A block of data:
--

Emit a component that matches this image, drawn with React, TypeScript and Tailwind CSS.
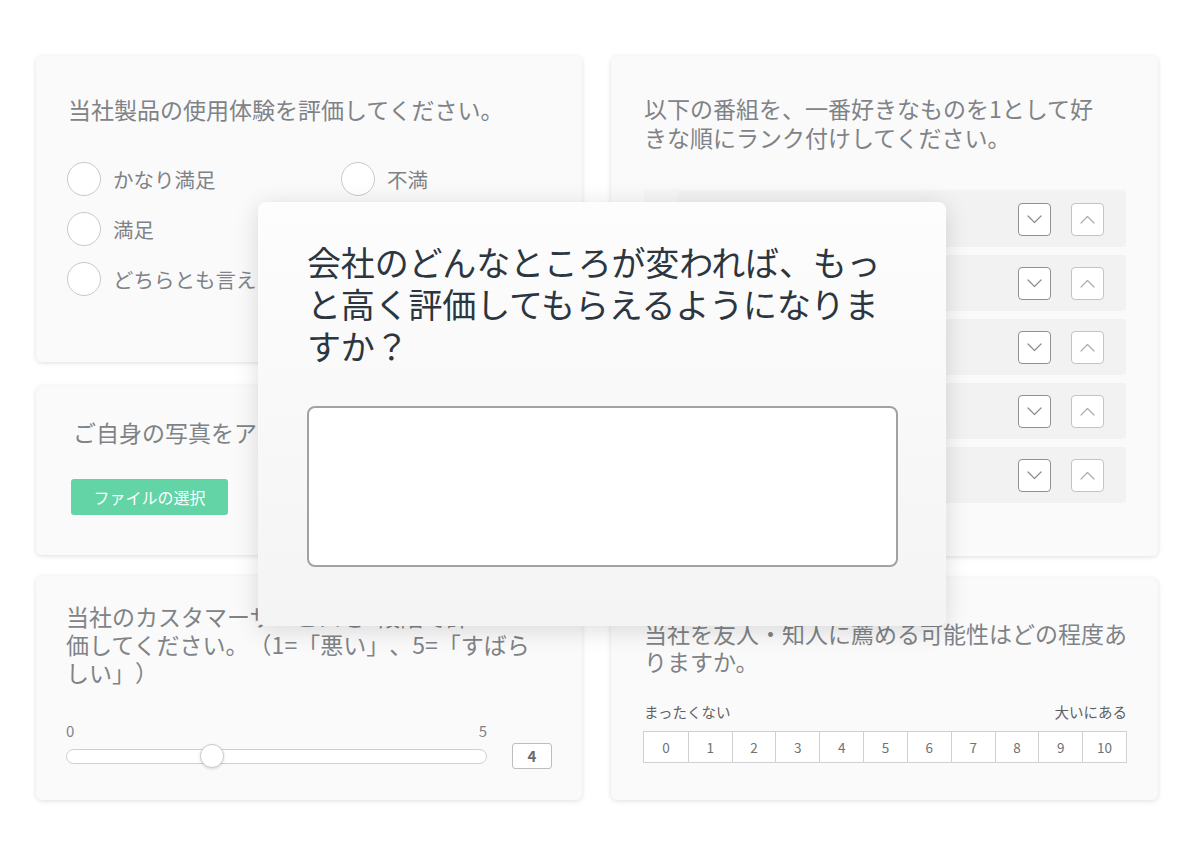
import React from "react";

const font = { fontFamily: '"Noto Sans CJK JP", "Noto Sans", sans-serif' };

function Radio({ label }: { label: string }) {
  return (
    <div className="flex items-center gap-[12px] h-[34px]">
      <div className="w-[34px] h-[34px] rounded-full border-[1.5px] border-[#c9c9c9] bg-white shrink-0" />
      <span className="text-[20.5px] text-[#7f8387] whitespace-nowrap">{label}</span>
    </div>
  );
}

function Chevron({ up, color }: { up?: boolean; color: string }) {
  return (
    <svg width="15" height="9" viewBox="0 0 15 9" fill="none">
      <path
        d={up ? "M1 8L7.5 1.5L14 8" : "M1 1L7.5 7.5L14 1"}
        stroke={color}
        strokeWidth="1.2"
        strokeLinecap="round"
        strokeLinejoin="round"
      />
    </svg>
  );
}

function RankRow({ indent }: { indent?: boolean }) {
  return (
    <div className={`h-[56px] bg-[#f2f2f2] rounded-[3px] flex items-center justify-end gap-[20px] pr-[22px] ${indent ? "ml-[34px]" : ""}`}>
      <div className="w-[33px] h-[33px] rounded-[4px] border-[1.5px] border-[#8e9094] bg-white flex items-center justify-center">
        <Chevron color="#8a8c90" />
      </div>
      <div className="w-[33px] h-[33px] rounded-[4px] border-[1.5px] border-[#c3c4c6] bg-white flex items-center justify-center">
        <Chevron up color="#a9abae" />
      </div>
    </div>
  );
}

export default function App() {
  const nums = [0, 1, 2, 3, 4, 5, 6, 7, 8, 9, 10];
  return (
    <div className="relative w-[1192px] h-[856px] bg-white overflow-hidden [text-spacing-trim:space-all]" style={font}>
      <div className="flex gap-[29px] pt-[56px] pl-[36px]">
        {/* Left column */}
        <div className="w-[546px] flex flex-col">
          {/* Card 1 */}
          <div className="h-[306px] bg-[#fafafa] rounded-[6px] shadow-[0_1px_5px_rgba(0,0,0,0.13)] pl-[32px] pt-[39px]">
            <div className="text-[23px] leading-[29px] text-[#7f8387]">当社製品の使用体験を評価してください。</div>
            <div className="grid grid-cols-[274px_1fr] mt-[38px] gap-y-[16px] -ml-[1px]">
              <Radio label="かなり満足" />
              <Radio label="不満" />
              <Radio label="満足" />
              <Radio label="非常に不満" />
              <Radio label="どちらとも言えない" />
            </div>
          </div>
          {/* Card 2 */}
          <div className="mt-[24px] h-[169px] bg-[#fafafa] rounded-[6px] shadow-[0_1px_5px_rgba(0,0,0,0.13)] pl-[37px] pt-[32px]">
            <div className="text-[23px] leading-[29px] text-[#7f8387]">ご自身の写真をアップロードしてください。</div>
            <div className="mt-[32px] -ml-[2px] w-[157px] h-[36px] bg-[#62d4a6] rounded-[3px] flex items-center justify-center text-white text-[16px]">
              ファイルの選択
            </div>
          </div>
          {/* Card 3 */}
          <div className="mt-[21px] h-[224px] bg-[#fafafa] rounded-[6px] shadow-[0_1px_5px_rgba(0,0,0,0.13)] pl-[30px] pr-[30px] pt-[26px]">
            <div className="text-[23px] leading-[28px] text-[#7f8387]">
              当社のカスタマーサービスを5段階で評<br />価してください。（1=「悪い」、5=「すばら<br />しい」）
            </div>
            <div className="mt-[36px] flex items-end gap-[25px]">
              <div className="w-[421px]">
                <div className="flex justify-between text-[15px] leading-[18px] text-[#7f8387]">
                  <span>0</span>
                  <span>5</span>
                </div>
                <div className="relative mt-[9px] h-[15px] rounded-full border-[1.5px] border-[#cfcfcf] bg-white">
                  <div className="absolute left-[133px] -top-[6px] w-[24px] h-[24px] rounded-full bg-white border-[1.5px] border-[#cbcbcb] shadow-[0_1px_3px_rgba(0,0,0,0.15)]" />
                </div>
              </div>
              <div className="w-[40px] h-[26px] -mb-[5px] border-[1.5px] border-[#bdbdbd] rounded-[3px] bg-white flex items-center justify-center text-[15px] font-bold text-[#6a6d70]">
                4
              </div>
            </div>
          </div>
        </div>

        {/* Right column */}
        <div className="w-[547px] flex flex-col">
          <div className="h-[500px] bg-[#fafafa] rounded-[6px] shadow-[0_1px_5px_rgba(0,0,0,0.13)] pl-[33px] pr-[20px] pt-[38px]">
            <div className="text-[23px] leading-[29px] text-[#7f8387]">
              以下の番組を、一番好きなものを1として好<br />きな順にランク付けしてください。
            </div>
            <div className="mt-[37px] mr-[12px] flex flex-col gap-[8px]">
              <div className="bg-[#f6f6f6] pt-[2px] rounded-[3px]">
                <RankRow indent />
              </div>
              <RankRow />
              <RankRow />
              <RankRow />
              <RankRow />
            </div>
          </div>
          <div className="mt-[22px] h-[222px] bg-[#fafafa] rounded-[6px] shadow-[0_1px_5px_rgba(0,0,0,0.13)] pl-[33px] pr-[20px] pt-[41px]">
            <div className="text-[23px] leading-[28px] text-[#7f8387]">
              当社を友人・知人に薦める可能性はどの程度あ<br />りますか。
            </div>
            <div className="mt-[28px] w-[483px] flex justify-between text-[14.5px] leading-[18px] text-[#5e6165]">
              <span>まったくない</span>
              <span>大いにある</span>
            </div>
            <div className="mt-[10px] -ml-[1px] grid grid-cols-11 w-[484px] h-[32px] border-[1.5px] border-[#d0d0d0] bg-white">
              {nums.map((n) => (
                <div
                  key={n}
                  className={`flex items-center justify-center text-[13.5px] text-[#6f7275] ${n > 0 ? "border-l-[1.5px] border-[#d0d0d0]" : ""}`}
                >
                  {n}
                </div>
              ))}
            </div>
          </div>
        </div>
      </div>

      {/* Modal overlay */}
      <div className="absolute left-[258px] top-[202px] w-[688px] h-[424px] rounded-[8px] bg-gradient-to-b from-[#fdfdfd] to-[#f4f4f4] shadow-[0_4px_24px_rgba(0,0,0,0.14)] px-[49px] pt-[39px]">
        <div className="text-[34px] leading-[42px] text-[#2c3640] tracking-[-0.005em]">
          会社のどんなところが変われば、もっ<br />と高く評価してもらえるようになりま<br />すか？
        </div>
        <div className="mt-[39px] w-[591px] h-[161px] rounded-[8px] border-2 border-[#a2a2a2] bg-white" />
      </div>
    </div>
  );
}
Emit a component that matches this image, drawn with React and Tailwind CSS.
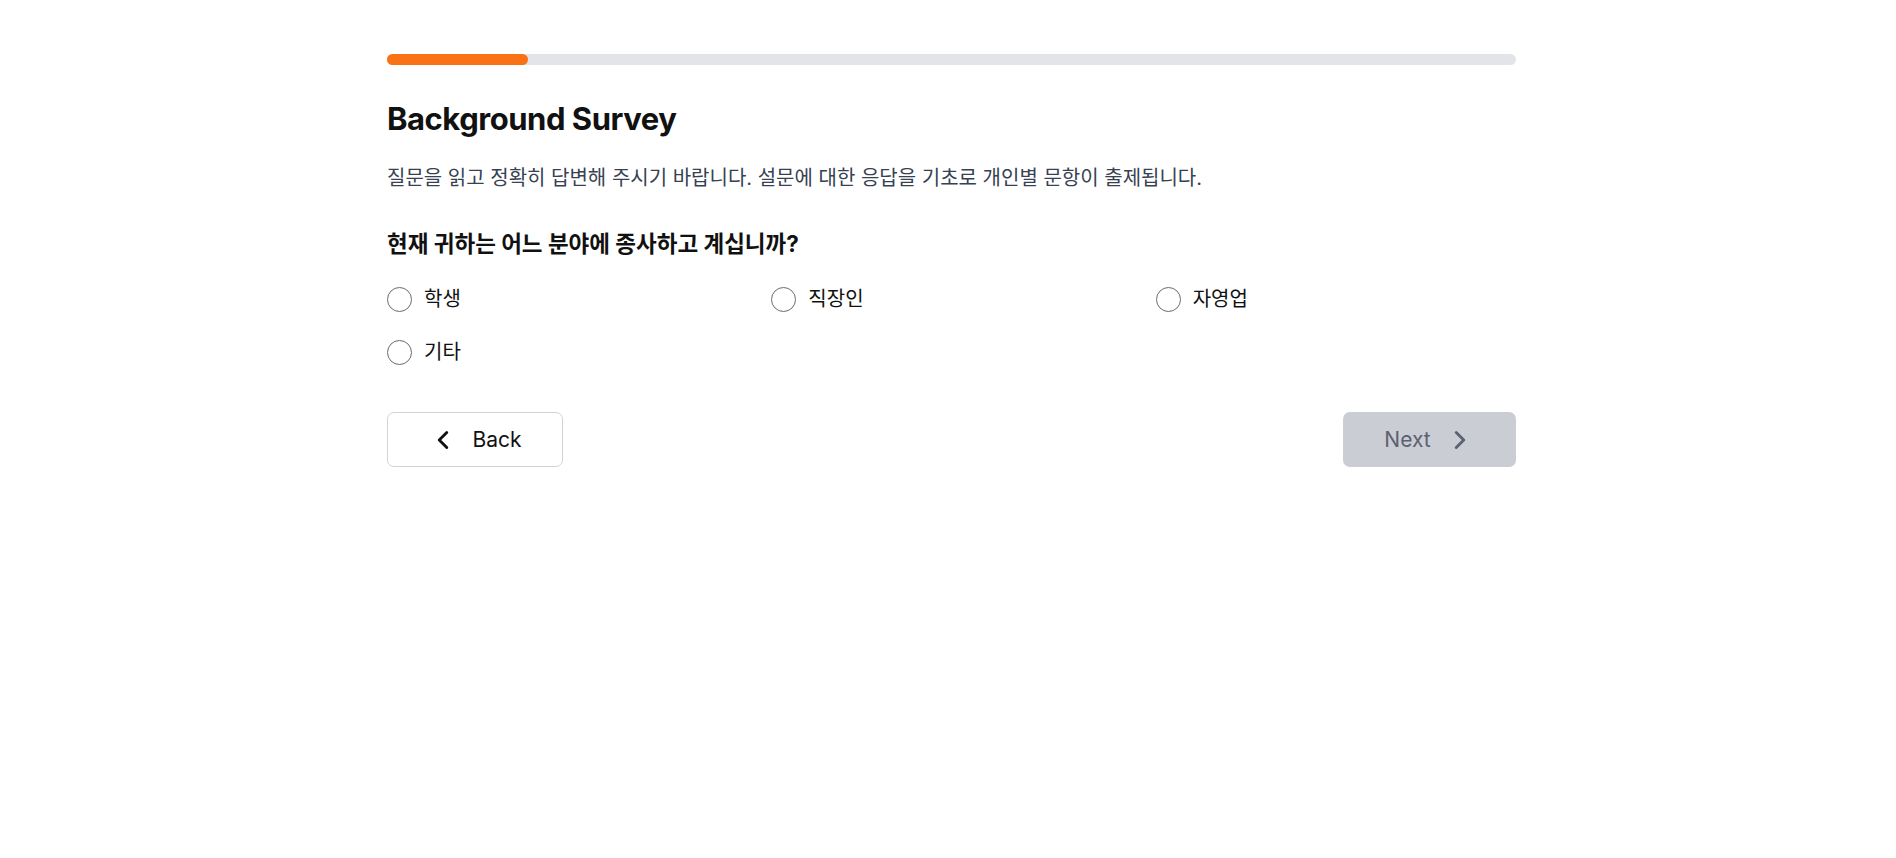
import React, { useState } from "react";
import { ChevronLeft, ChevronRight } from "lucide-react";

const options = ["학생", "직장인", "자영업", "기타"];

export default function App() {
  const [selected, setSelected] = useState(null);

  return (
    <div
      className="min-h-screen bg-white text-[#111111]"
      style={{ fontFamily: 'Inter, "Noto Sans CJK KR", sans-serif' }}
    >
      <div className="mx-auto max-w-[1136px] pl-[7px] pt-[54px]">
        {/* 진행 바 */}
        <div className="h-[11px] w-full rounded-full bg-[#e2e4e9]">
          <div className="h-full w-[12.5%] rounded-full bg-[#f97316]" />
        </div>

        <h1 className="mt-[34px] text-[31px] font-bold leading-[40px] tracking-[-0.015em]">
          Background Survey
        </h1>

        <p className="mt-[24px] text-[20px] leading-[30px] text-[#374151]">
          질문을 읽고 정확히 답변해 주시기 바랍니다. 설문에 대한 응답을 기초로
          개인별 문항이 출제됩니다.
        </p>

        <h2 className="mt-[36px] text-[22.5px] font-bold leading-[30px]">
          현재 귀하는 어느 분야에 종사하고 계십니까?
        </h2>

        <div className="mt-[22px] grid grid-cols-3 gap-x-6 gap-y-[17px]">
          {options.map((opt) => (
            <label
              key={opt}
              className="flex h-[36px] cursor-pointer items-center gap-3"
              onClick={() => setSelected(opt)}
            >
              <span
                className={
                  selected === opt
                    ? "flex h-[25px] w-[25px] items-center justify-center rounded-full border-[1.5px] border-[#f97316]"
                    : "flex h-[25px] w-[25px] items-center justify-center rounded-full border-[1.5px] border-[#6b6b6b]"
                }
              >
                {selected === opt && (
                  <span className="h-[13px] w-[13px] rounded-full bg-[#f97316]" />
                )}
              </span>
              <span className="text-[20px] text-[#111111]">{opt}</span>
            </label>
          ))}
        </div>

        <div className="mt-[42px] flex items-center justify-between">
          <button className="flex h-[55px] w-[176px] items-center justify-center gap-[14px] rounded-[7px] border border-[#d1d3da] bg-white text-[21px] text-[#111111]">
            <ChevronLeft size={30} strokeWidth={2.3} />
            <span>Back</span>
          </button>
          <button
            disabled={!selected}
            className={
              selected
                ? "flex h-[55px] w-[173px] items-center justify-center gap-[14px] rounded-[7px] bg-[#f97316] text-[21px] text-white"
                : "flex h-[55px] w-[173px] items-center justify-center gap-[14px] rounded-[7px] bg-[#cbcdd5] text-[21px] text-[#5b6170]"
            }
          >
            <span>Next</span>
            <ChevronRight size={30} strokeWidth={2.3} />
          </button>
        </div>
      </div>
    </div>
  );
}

--

◆ PROBLEM DESCRIPTION:
Leave the pictures aside and restate exactly the lines from the one containing "Emit a component that matches this image, drawn with React and" to the one containing "const [selected, setSelected]", those two lines included.

◆ FINISHED ANSWER:
Emit a component that matches this image, drawn with React and Tailwind CSS.
import React, { useState } from "react";
import { ChevronLeft, ChevronRight } from "lucide-react";

const options = ["학생", "직장인", "자영업", "기타"];

export default function App() {
  const [selected, setSelected] = useState(null);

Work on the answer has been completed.